8) HUMAN RIGHTS ABUSES AND GREEN ENERGY
U.K. ministers are under pressure from MPs and human rights organizations to get
tougher on China over reported human rights abuses in the country’s Xinjiang
region — where many of the world’s solar components are sourced.
In a meeting with China’s Vice Premier Ding Xuexiang last March, Energy
Secretary Ed Miliband raised the issue of forced labor in supply chains,
according to a government readout of the meeting. But he also stressed the need
for deeper collaboration with China as the U.K.’s lofty clean power goal looms.
British academic Laura Murphy — who was researching the risk of forced labor in
supply chains — had her work halted by Sheffield Hallam University amid claims
of pressure from China. “I know that there are other researchers who don’t feel
safe speaking out in public, who are experiencing similar things, although often
more subtly,” Murphy said last year.
9) THE FUTURE OF TAIWAN
China continues to assert that “Taiwan is a province of China” amid reports it
is stepping up preparations for military intervention in the region.
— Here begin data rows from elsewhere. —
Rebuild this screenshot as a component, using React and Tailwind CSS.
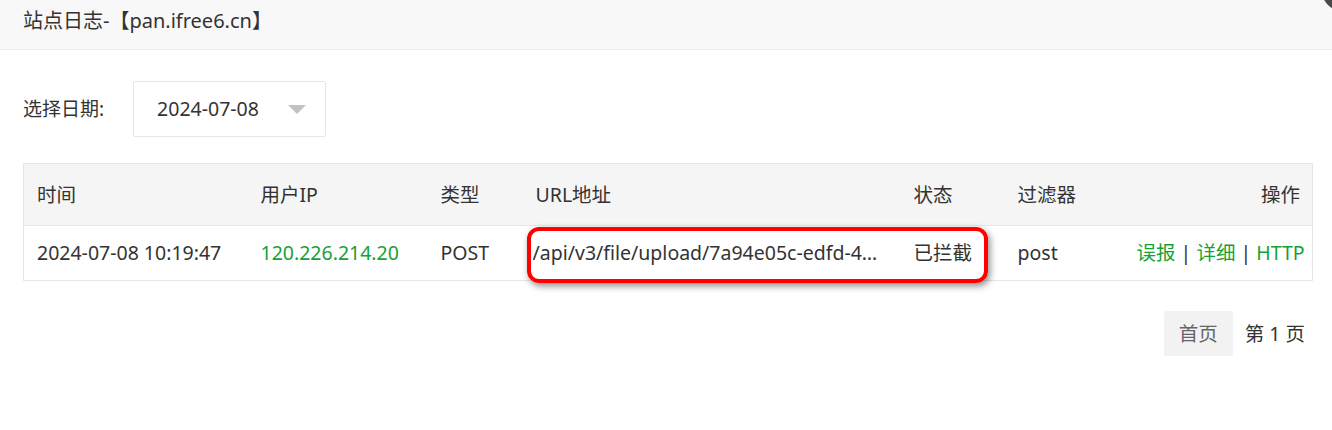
const rows = [
    {
        time: "2024-07-08 10:19:47",
        ip: "120.226.214.20",
        method: "POST",
        url: "/api/v3/file/upload/7a94e05c-edfd-4a2b-9c1e-5f3d8b6a0e71",
        status: "已拦截",
        filter: "post",
    },
];

const App = () => {
    return (
        <div
            className="relative w-[1332px] h-[430px] overflow-hidden bg-white text-[#333]"
            style={{ fontFamily: '"Noto Sans", "Noto Sans CJK SC", sans-serif' }}
        >
            {/* Title bar */}
            <div className="h-[50px] bg-[#f8f8f8] border-b border-[#eee] pl-[23px] flex items-center">
                <span className="text-[20px] leading-none -mt-[8px]">站点日志-【pan.ifree6.cn】</span>
            </div>
            {/* close button corner */}
            <div className="absolute -right-[37px] -top-[36px] w-[48px] h-[48px] rounded-full bg-[#4a4a4a]"></div>

            <div className="px-[23px] pt-[31px]">
                {/* Date picker */}
                <div className="flex items-center">
                    <span className="text-[19px]">选择日期:</span>
                    <div className="ml-[29px] w-[193px] h-[56px] border border-[#e6e6e6] rounded-[2px] flex items-center justify-between pl-[23px] pr-[19px]">
                        <span className="text-[19.5px]">2024-07-08</span>
                        <span className="w-0 h-0 border-l-[9px] border-r-[9px] border-t-[9px] border-l-transparent border-r-transparent border-t-[#c2c2c2]"></span>
                    </div>
                </div>

                {/* Table */}
                <table className="mt-[26px] w-[1290px] border border-[#e6e6e6] border-collapse table-fixed text-[19.5px]">
                    <colgroup>
                        <col className="w-[224px]" />
                        <col className="w-[180px]" />
                        <col className="w-[95px]" />
                        <col className="w-[378px]" />
                        <col className="w-[104px]" />
                        <col className="w-[120px]" />
                        <col />
                    </colgroup>
                    <thead>
                        <tr className="h-[62px] bg-[#f5f5f5] border-b border-[#e6e6e6]">
                            <th className="font-normal text-left px-[13px]">时间</th>
                            <th className="font-normal text-left px-[13px]">用户IP</th>
                            <th className="font-normal text-left px-[13px]">类型</th>
                            <th className="font-normal text-left px-[13px]">URL地址</th>
                            <th className="font-normal text-left px-[13px]">状态</th>
                            <th className="font-normal text-left px-[13px]">过滤器</th>
                            <th className="font-normal text-right px-[12px]">操作</th>
                        </tr>
                    </thead>
                    <tbody>
                        {rows.map((row, index) => (
                            <tr key={index} className="h-[55px]">
                                <td className="px-[13px] whitespace-nowrap">{row.time}</td>
                                <td className="px-[13px] text-[#16a134]">{row.ip}</td>
                                <td className="px-[13px]">{row.method}</td>
                                <td className="pl-[10px] pr-[13px] relative">
                                    <div className="truncate">{row.url}</div>
                                    {/* highlight annotation */}
                                    <div className="absolute left-[4px] top-[1px] w-[461px] h-[56px] border-[4px] border-[#ff0000] rounded-[12px] shadow-[2px_3px_7px_rgba(0,0,0,0.45)]"></div>
                                </td>
                                <td className="px-[13px] whitespace-nowrap">{row.status}</td>
                                <td className="px-[13px]">{row.filter}</td>
                                <td className="px-[12px] text-right text-[#16a134] whitespace-nowrap">
                                    误报 <span className="text-[#333]">|</span> 详细 <span className="text-[#333]">|</span> HTTP
                                </td>
                            </tr>
                        ))}
                    </tbody>
                </table>

                {/* Pagination */}
                <div className="mt-[30px] flex items-center justify-end pr-[4px] text-[19.5px]">
                    <span className="h-[45px] w-[69px] bg-[#f2f2f2] rounded-[2px] flex items-center justify-center text-[#666]">首页</span>
                    <span className="ml-[12px]">第 1 页</span>
                </div>
            </div>
        </div>
    );
};

export default App;
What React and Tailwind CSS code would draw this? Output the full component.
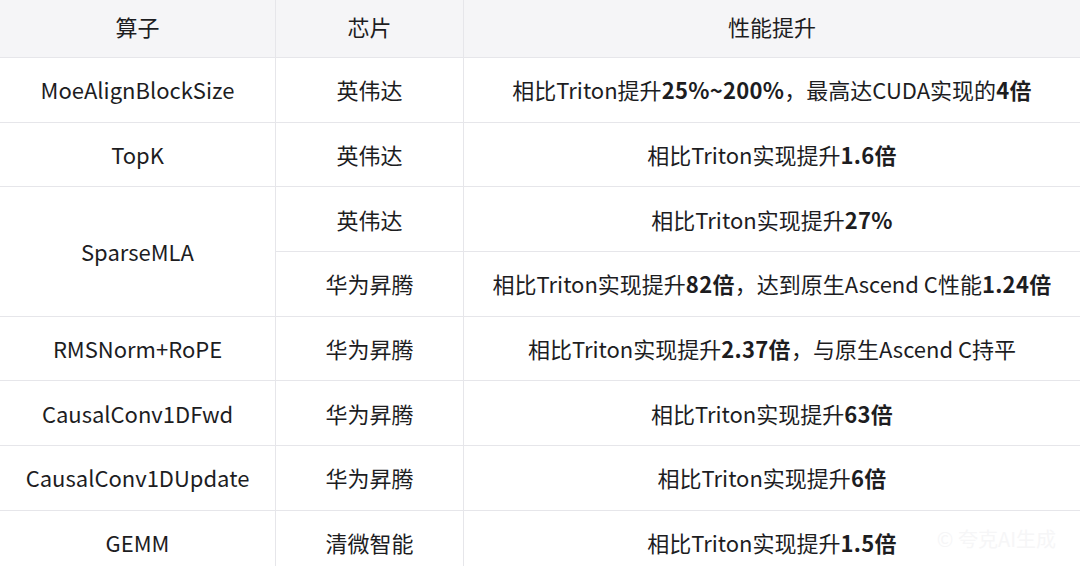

In October, the Telegraph newspaper published an op-ed from the Chinese
ambassador to Britain, which said: “Taiwan has never been a country. There is
but one China, and both sides of the Taiwan Strait belong to one and the same
China.”
In a sign of just how sensitive the matter is, Beijing officials reportedly
threatened to cancel high-level trade talks between China and the U.K. after
Alexander, then a trade minister, travelled to Taipei last June.
10) CHINA POOTLING AROUND THE ARCTIC
Britain is pushing for greater European and NATO involvement in the Arctic amid
concern that both China and Russia are becoming more active in the strategically
important area. There is even more pressure to act, with U.S. President Donald
Trump making clear his Greenland aspirations.
In October, a Chinese container ship completed a pioneering journey through the
Arctic to a U.K. port — halving the usual time it takes to transport electric
cars and solar panels destined for Europe.